Written request:
Exactly repeat the material, dropping only the pictures.

[Entries taken from a collection]
------------------------

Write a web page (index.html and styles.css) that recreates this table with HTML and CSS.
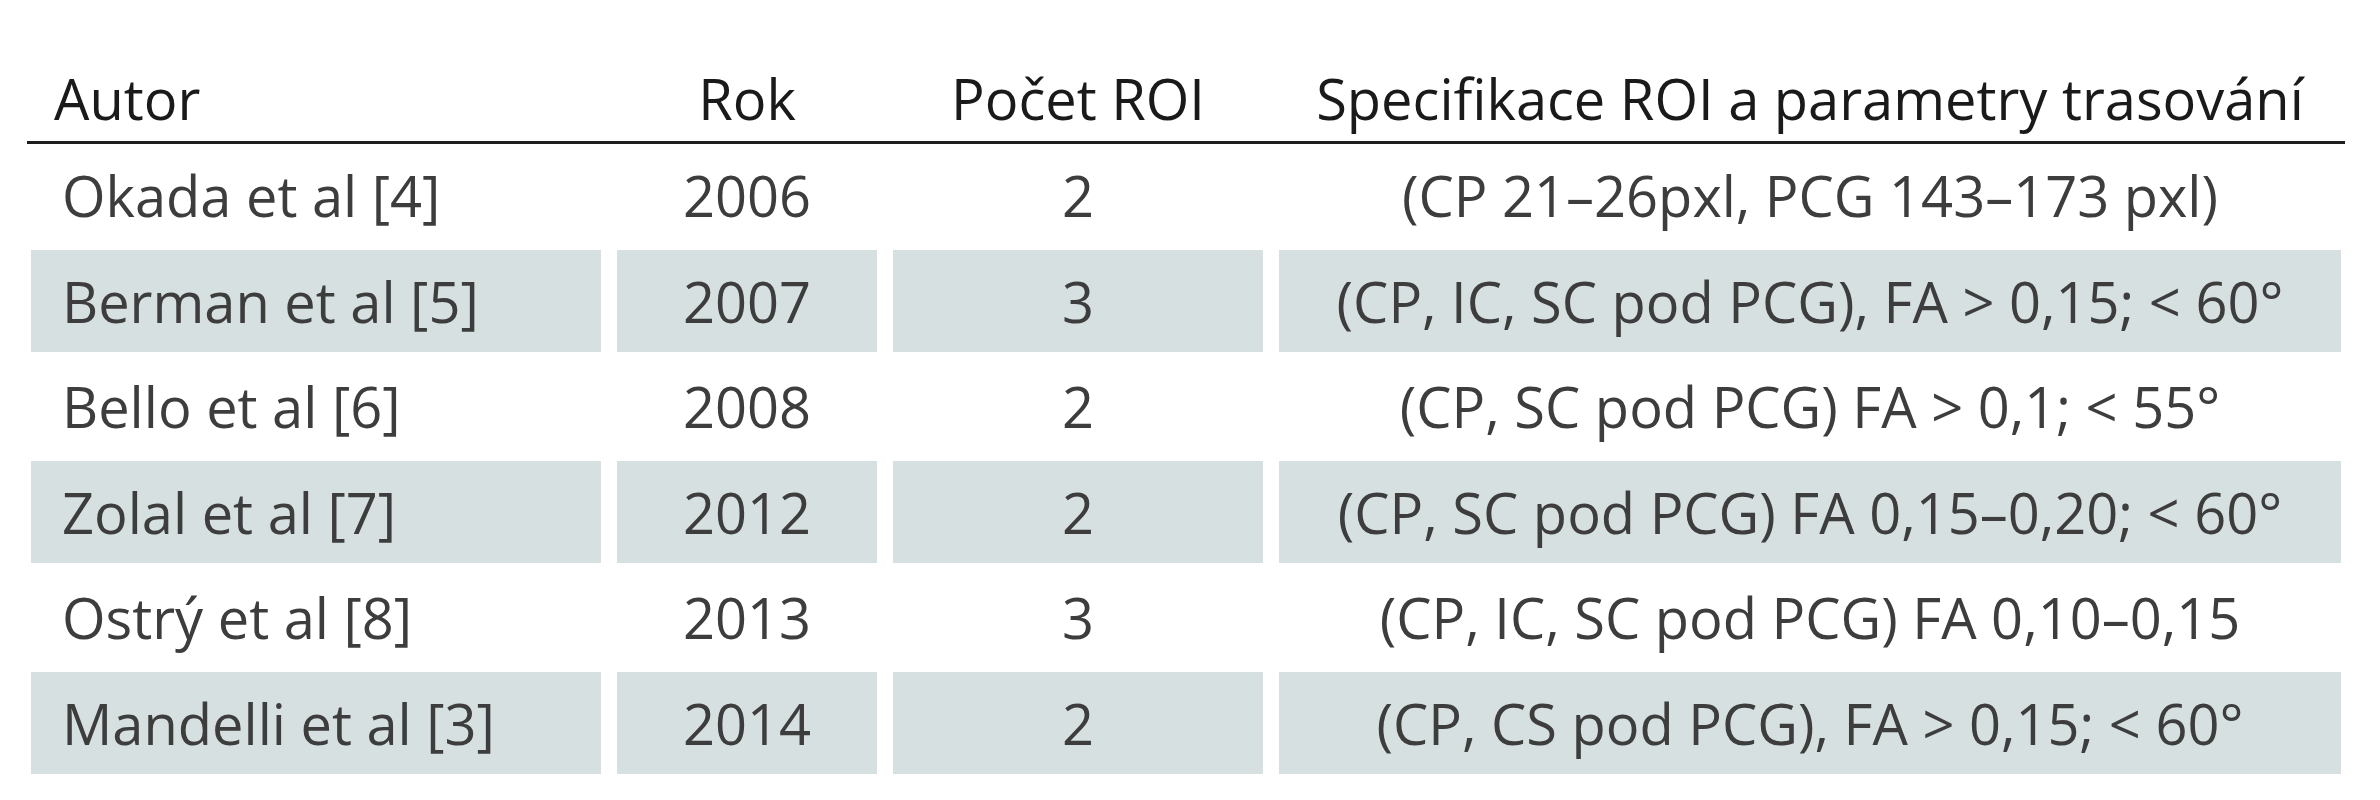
FILE: index.html
```html
<!DOCTYPE html>
<html lang="cs">
<head>
<meta charset="utf-8">
<title>Tabulka</title>
<link rel="stylesheet" href="styles.css">
</head>
<body>
<div class="table">
  <div class="head">
    <div class="hc first">Autor</div>
    <div class="hc">Rok</div>
    <div class="hc">Počet ROI</div>
    <div class="hc">Specifikace ROI a parametry trasování</div>
  </div>
  <div class="body">
    <div class="row">
      <div class="c first">Okada et al [4]</div>
      <div class="c">2006</div>
      <div class="c">2</div>
      <div class="c">(CP 21–26pxl, PCG 143–173 pxl)</div>
    </div>
    <div class="row shaded">
      <div class="c first">Berman et al [5]</div>
      <div class="c">2007</div>
      <div class="c">3</div>
      <div class="c">(CP, IC, SC pod PCG), FA &gt; 0,15; &lt; 60°</div>
    </div>
    <div class="row">
      <div class="c first">Bello et al [6]</div>
      <div class="c">2008</div>
      <div class="c">2</div>
      <div class="c">(CP, SC pod PCG) FA &gt; 0,1; &lt; 55°</div>
    </div>
    <div class="row shaded">
      <div class="c first">Zolal et al [7]</div>
      <div class="c">2012</div>
      <div class="c">2</div>
      <div class="c">(CP, SC pod PCG) FA 0,15–0,20; &lt; 60°</div>
    </div>
    <div class="row">
      <div class="c first">Ostrý et al [8]</div>
      <div class="c">2013</div>
      <div class="c">3</div>
      <div class="c">(CP, IC, SC pod PCG) FA 0,10–0,15</div>
    </div>
    <div class="row shaded">
      <div class="c first">Mandelli et al [3]</div>
      <div class="c">2014</div>
      <div class="c">2</div>
      <div class="c">(CP, CS pod PCG), FA &gt; 0,15; &lt; 60°</div>
    </div>
  </div>
</div>
</body>
</html>
```
FILE: styles.css
```css
html, body {
  margin: 0;
  padding: 0;
  background: #ffffff;
}

.table {
  width: 2310px;
  margin-left: 31px;
  font-family: "Open Sans", "Noto Sans", sans-serif;
  font-size: 56px;
  line-height: 76px;
}

.head {
  display: grid;
  grid-template-columns: 570px 260px 370px 1062px;
  column-gap: 16px;
  margin: 0 -4px;
  padding: 60px 4px 5px;
  border-bottom: 3px solid #1e1e1e;
  color: #1a1a1a;
}

.hc {
  text-align: center;
  white-space: nowrap;
}

.hc.first {
  text-align: left;
  padding-left: 23px;
}

.body {
  display: grid;
  row-gap: 3.5px;
}

.row {
  display: grid;
  grid-template-columns: 570px 260px 370px 1062px;
  column-gap: 16px;
  height: 102px;
  color: #3d3d3d;
}

.c {
  display: flex;
  align-items: center;
  justify-content: center;
  white-space: nowrap;
}

.c.first {
  justify-content: flex-start;
  padding-left: 31px;
}

.row.shaded .c {
  background: #d6e0e1;
}
```
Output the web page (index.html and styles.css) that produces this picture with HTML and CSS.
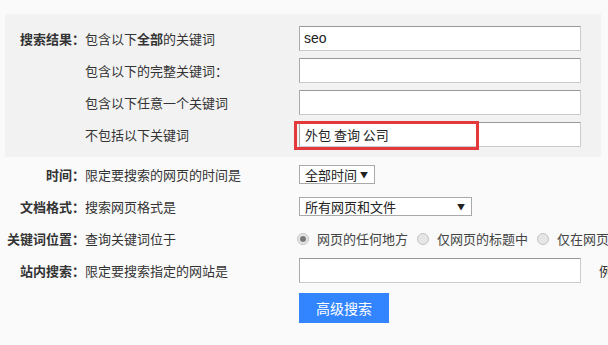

------------------------

Result of this task:
Write a web page (index.html and styles.css) that recreates this table with HTML and CSS.
FILE: index.html
```html
<!DOCTYPE html>
<html lang="cs">
<head>
<meta charset="utf-8">
<title>Tabulka</title>
<link rel="stylesheet" href="styles.css">
</head>
<body>
<div class="table">
  <div class="head">
    <div class="hc first">Autor</div>
    <div class="hc">Rok</div>
    <div class="hc">Počet ROI</div>
    <div class="hc">Specifikace ROI a parametry trasování</div>
  </div>
  <div class="body">
    <div class="row">
      <div class="c first">Okada et al [4]</div>
      <div class="c">2006</div>
      <div class="c">2</div>
      <div class="c">(CP 21–26pxl, PCG 143–173 pxl)</div>
    </div>
    <div class="row shaded">
      <div class="c first">Berman et al [5]</div>
      <div class="c">2007</div>
      <div class="c">3</div>
      <div class="c">(CP, IC, SC pod PCG), FA &gt; 0,15; &lt; 60°</div>
    </div>
    <div class="row">
      <div class="c first">Bello et al [6]</div>
      <div class="c">2008</div>
      <div class="c">2</div>
      <div class="c">(CP, SC pod PCG) FA &gt; 0,1; &lt; 55°</div>
    </div>
    <div class="row shaded">
      <div class="c first">Zolal et al [7]</div>
      <div class="c">2012</div>
      <div class="c">2</div>
      <div class="c">(CP, SC pod PCG) FA 0,15–0,20; &lt; 60°</div>
    </div>
    <div class="row">
      <div class="c first">Ostrý et al [8]</div>
      <div class="c">2013</div>
      <div class="c">3</div>
      <div class="c">(CP, IC, SC pod PCG) FA 0,10–0,15</div>
    </div>
    <div class="row shaded">
      <div class="c first">Mandelli et al [3]</div>
      <div class="c">2014</div>
      <div class="c">2</div>
      <div class="c">(CP, CS pod PCG), FA &gt; 0,15; &lt; 60°</div>
    </div>
  </div>
</div>
</body>
</html>
```
FILE: styles.css
```css
html, body {
  margin: 0;
  padding: 0;
  background: #ffffff;
}

.table {
  width: 2310px;
  margin-left: 31px;
  font-family: "Open Sans", "Noto Sans", sans-serif;
  font-size: 56px;
  line-height: 76px;
}

.head {
  display: grid;
  grid-template-columns: 570px 260px 370px 1062px;
  column-gap: 16px;
  margin: 0 -4px;
  padding: 60px 4px 5px;
  border-bottom: 3px solid #1e1e1e;
  color: #1a1a1a;
}

.hc {
  text-align: center;
  white-space: nowrap;
}

.hc.first {
  text-align: left;
  padding-left: 23px;
}

.body {
  display: grid;
  row-gap: 3.5px;
}

.row {
  display: grid;
  grid-template-columns: 570px 260px 370px 1062px;
  column-gap: 16px;
  height: 102px;
  color: #3d3d3d;
}

.c {
  display: flex;
  align-items: center;
  justify-content: center;
  white-space: nowrap;
}

.c.first {
  justify-content: flex-start;
  padding-left: 31px;
}

.row.shaded .c {
  background: #d6e0e1;
}
```
Output the web page (index.html and styles.css) that produces this picture with HTML and CSS.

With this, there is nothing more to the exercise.